Exercise: Copy the data that follows, character for character, minus the pictures.

Data shown:
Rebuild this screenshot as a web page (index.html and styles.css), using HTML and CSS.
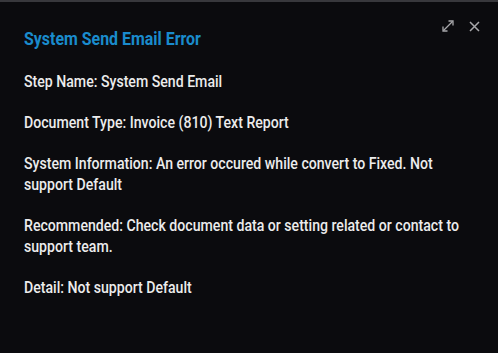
FILE: index.html
```html
<!DOCTYPE html>
<html lang="en">
<head>
<meta charset="utf-8">
<title>System Send Email Error</title>
<link rel="stylesheet" href="styles.css">
</head>
<body>
<div class="dialog">
  <div class="actions">
    <button class="icon-btn" aria-label="Expand">
      <svg width="12" height="12" viewBox="0 0 12 12" fill="none" stroke="currentColor" stroke-width="1.3">
        <path d="M1.5 10.5 L10.5 1.5"/>
        <path d="M6.5 1 H11 V5.5"/>
        <path d="M1 6.5 V11 H5.5"/>
      </svg>
    </button>
    <button class="icon-btn" aria-label="Close">
      <svg width="11" height="11" viewBox="0 0 11 11" fill="none" stroke="currentColor" stroke-width="1.5">
        <path d="M1 1 L10 10 M10 1 L1 10"/>
      </svg>
    </button>
  </div>
  <h1 class="title">System Send Email Error</h1>
  <p class="line">Step Name: System Send Email</p>
  <p class="line">Document Type: Invoice (810) Text Report</p>
  <p class="line">System Information: An error occured while convert to Fixed. Not support Default</p>
  <p class="line">Recommended: Check document data or setting related or contact to support team.</p>
  <p class="line">Detail: Not support Default</p>
</div>
</body>
</html>
```

FILE: styles.css
```css
html, body {
  margin: 0;
  padding: 0;
  background: #0b0b0e;
  height: 100%;
}
body {
  border-top: 2px solid #38383c;
  box-sizing: border-box;
  font-family: Roboto, "Noto Sans", sans-serif;
  overflow: hidden;
}
.dialog {
  position: relative;
  padding: 25px 24px 24px 24px;
  color: #ececec;
}
.actions {
  position: absolute;
  top: 18px;
  right: 18px;
  display: flex;
  gap: 15px;
  align-items: center;
}
.icon-btn {
  background: none;
  border: 0;
  padding: 0;
  color: #a8a8ab;
  display: flex;
}
.title {
  margin: 0 0 20px 0;
  font-size: 18px;
  font-weight: 700;
  color: #1a8bcc;
  line-height: 24px;
  width: 300px;
  transform: scaleX(0.885);
  transform-origin: 0 0;
}
.line {
  margin: 0 0 20px 0;
  font-size: 16px;
  font-weight: 500;
  line-height: 21px;
  width: 510px;
  transform: scaleX(0.882);
  transform-origin: 0 0;
}
```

Result of this task:
Rebuild this screenshot as a web page (index.html and styles.css), using HTML and CSS.
FILE: index.html
```html
<!DOCTYPE html>
<html lang="en">
<head>
<meta charset="utf-8">
<title>System Send Email Error</title>
<link rel="stylesheet" href="styles.css">
</head>
<body>
<div class="dialog">
  <div class="actions">
    <button class="icon-btn" aria-label="Expand">
      <svg width="12" height="12" viewBox="0 0 12 12" fill="none" stroke="currentColor" stroke-width="1.3">
        <path d="M1.5 10.5 L10.5 1.5"/>
        <path d="M6.5 1 H11 V5.5"/>
        <path d="M1 6.5 V11 H5.5"/>
      </svg>
    </button>
    <button class="icon-btn" aria-label="Close">
      <svg width="11" height="11" viewBox="0 0 11 11" fill="none" stroke="currentColor" stroke-width="1.5">
        <path d="M1 1 L10 10 M10 1 L1 10"/>
      </svg>
    </button>
  </div>
  <h1 class="title">System Send Email Error</h1>
  <p class="line">Step Name: System Send Email</p>
  <p class="line">Document Type: Invoice (810) Text Report</p>
  <p class="line">System Information: An error occured while convert to Fixed. Not support Default</p>
  <p class="line">Recommended: Check document data or setting related or contact to support team.</p>
  <p class="line">Detail: Not support Default</p>
</div>
</body>
</html>
```

FILE: styles.css
```css
html, body {
  margin: 0;
  padding: 0;
  background: #0b0b0e;
  height: 100%;
}
body {
  border-top: 2px solid #38383c;
  box-sizing: border-box;
  font-family: Roboto, "Noto Sans", sans-serif;
  overflow: hidden;
}
.dialog {
  position: relative;
  padding: 25px 24px 24px 24px;
  color: #ececec;
}
.actions {
  position: absolute;
  top: 18px;
  right: 18px;
  display: flex;
  gap: 15px;
  align-items: center;
}
.icon-btn {
  background: none;
  border: 0;
  padding: 0;
  color: #a8a8ab;
  display: flex;
}
.title {
  margin: 0 0 20px 0;
  font-size: 18px;
  font-weight: 700;
  color: #1a8bcc;
  line-height: 24px;
  width: 300px;
  transform: scaleX(0.885);
  transform-origin: 0 0;
}
.line {
  margin: 0 0 20px 0;
  font-size: 16px;
  font-weight: 500;
  line-height: 21px;
  width: 510px;
  transform: scaleX(0.882);
  transform-origin: 0 0;
}
```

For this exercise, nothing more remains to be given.